Wednesday, March 19, 2008

Individual Right to Bear Arms Wins Favor in Court Argument

Tony Mauro
NY Law Journal
Tuesday, March 18, 2008

WASHINGTON - When U.S. Supreme Court Justice Anthony Kennedy is cast as the swing vote in a case before the Court, he often waits until late in the oral argument to tip his hand.

But as the Court yesterday considered the landmark Second Amendment case D.C. v. Heller, Justice Kennedy was quick to lay bare his view on the scope of the right to bear arms contained in the amendment. The first part, he said, was meant to reaffirm "the existence and the importance" of the treatment of state militias contained in the Constitution itself. The second part, he asserted, means that "in addition" there is a right to bear arms, which he later declared was a "general right."

The Second Amendment reads, "A well regulated Militia, being necessary to the security of a free State, the right of the people to keep and bear Arms, shall not be infringed."

Justice Kennedy's comments appeared to spell trouble for efforts by the District of Columbia to revive its strict handgun ban, although lawyers for both the Bush administration and gun-rights advocates acknowledged that some lesser regulation of the right would be acceptable.

Read the transcript of yesterday's argument.
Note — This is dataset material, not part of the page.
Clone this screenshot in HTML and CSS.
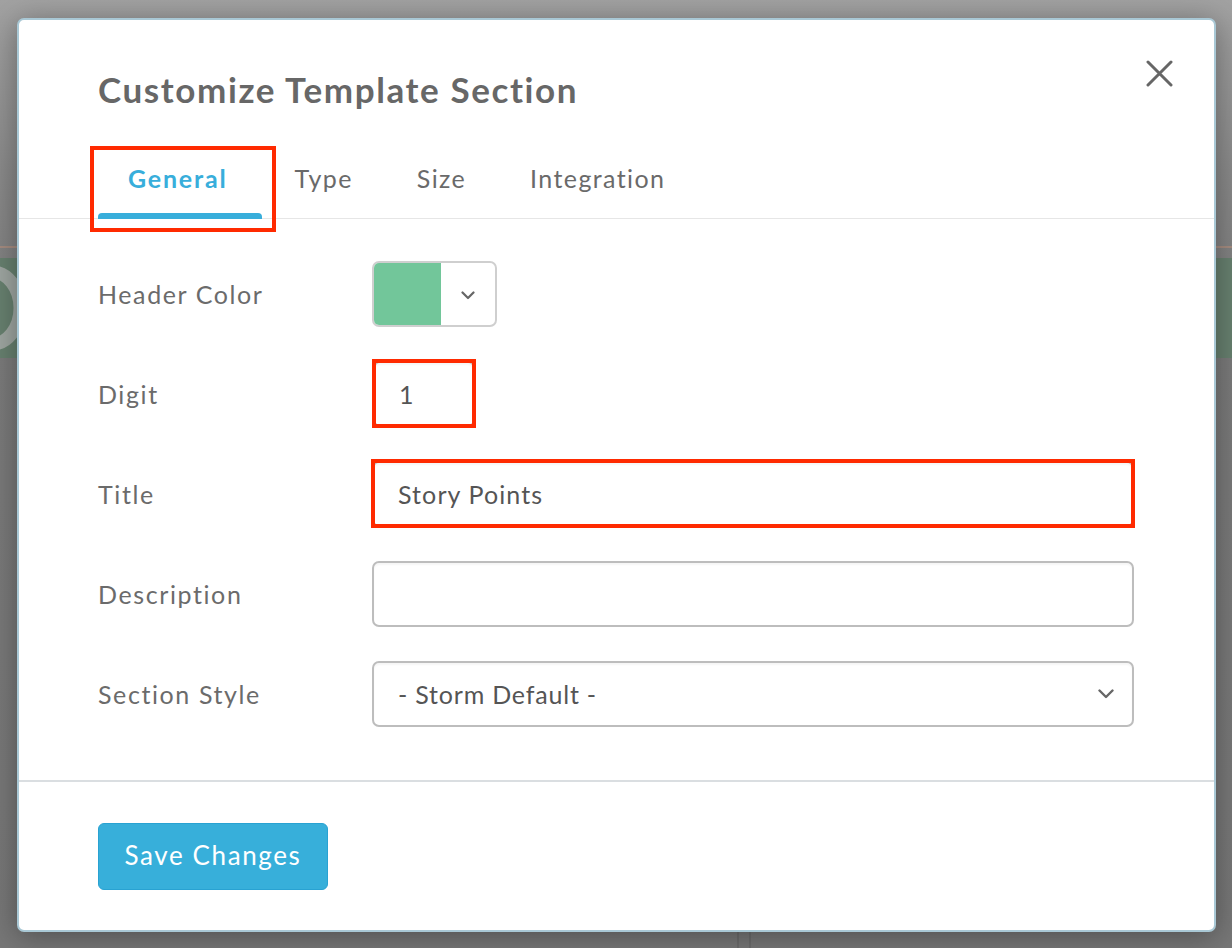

Counting Justice Kennedy, it appeared that five or more justices were ready to recognize some form of an individual right to keep and bear arms that is only loosely tethered, if at all, to the functioning of militias. What kind of regulation of that individual right will be allowed by those justices is uncertain.

But after nearly 70 years of sidestepping the meaning of the Second Amendment, one thing was clear: The U.S. Supreme Court was finally ready to tackle the knotty question head-on.
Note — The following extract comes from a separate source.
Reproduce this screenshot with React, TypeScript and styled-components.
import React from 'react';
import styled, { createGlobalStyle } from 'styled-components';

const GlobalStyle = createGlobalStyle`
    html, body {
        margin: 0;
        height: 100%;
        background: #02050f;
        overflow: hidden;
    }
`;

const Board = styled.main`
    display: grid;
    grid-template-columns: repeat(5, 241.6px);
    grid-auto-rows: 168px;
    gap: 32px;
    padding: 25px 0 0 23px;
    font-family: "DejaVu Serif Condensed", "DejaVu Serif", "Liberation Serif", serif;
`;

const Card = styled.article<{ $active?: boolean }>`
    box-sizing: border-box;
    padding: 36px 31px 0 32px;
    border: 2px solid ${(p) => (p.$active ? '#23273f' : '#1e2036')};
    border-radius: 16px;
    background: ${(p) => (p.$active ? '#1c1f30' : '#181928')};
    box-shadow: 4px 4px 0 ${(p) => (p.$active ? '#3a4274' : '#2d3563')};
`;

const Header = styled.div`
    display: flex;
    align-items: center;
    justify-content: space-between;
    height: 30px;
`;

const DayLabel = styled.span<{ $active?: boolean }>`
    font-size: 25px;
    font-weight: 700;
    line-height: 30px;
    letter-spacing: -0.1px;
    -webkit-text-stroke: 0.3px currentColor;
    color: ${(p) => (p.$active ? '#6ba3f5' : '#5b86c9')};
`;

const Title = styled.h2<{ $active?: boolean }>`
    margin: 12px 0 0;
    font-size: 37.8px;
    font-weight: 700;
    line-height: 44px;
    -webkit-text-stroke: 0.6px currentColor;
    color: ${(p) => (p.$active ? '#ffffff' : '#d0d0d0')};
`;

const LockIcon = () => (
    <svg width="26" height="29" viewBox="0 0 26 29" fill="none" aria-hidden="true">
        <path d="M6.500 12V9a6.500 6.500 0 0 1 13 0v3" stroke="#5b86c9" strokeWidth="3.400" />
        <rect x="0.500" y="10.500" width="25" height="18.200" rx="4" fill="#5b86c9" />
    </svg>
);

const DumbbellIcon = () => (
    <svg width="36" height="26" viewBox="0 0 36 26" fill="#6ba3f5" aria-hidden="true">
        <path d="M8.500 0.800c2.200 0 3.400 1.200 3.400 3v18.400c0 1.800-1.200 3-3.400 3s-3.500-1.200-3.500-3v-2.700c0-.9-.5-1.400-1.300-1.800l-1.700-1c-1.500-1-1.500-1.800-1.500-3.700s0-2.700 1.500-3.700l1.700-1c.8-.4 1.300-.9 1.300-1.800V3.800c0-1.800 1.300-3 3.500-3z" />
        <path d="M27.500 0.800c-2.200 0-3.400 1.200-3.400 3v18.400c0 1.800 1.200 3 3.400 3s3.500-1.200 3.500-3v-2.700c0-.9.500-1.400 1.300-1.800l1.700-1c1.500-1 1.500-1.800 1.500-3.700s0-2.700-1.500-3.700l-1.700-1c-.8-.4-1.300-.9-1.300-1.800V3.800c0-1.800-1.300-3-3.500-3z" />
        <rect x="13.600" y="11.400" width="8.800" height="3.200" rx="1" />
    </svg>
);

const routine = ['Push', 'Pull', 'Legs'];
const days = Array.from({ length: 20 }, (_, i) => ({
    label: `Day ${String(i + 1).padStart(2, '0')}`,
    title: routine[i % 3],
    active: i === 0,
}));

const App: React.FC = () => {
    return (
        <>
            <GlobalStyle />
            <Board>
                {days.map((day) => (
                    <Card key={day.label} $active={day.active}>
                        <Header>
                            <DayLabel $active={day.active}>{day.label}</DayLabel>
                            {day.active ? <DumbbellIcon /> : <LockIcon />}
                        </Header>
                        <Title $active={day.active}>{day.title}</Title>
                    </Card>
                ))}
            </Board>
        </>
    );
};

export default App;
When the arguments were over, gun-control advocates seemed less pessimistic than before the session began, though they did not predict victory.

Joshua Horwitz, director of the Education Fund to Stop Gun Violence, who filed a brief in the case and watched the arguments, conceded he cannot count five votes for a strictly militia-rights view of the Second Amendment that would allow for almost unlimited regulation of firearms. But he could conceive of five justices adopting an individual-rights view that will mean "a lot of regulations will be OK. The outcome is not necessarily poor for us."